What Evidence Should Buyers Demand During Capacity Verification?
Documents lie less than words[^8]. When buyers ask me about capacity, I do not give them a presentation. I show them operational evidence that they can verify independently.
The strongest capacity verification comes from cross-referencing three sources: current production floor status with visible order documentation, recent delivery records with customer contacts, and transparent order pipeline schedules with resource allocation—suppliers who cannot provide all three within 24 hours of request lack the operational discipline to manage complex orders reliably.

Verifiable Capacity Evidence Checklist
These are the documents and access points I provide to buyers who conduct serious capacity assessments. Suppliers who refuse any of these items are hiding something.
Production floor evidence:
- Walk the assembly floor with no advance notice requirement
- Photograph equipment in production with visible order tags
- Interview production staff about current project timelines
- Verify that claimed assembly stations are actually operational and staffed
We let buyers show up during working hours without appointment. If equipment is in assembly, they see it. If an assembly station sits empty, they see that too. Factories that require 48-hour advance notice for visits are probably staging the floor.
Delivery documentation:
- Signed delivery acceptance certificates from recent customers (names can be redacted)
- Shipping manifests with dates showing actual delivery timelines
- Customer reference contacts who will discuss delivery experience
- Photographs of installed equipment at customer sites with timestamps
I keep delivery acceptance documents from the past two years. When buyers ask about on-time delivery rates, I show them the documents with actual dates. Suppliers who cannot produce recent delivery documentation either have no recent customers or missed too many deadlines to show.
Order pipeline transparency:
- Current order list with quantities, customization levels, and scheduled delivery dates
- Production scheduling board showing which orders occupy which capacity resources
- Engineering team allocation chart showing who handles which customization projects
- Component procurement schedule showing supply chain lead times for active orders
Our order pipeline board sits in the production management office. It shows every active order, current status, assigned engineers, and scheduled delivery date. Buyers photograph it during audits. Suppliers who claim their order pipeline is "confidential" are usually hiding overcommitment problems.
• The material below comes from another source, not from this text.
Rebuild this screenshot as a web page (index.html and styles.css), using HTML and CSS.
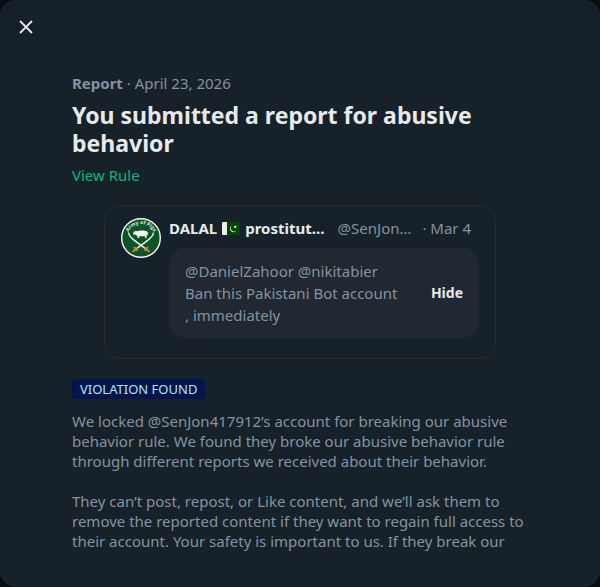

Testing and quality records:
- Material testing logs showing parameter development iterations
- Quality inspection reports from recent completed orders
- Failed test documentation showing how problems were resolved
- Customer approval signatures on testing results
We document every testing iteration with photos, parameter settings, and customer feedback. When buyers review these logs, they see our actual testing process duration. Suppliers who cannot show testing documentation either skip proper testing or fabricate their testing claims.
How Do You Assess Whether a Supplier Can Scale for Large Orders?
Small orders hide capacity problems. A supplier might deliver five machines on time with good quality, then completely fail when you order 30 units. The capacity constraints that matter only appear at scale.
Scaling capacity for CNC cutting equipment depends less on factory size and more on process replication capability[^9]—can the supplier run multiple parallel customization projects without quality degradation, maintain consistent parameter development across many units, and coordinate staggered delivery schedules without resource conflicts?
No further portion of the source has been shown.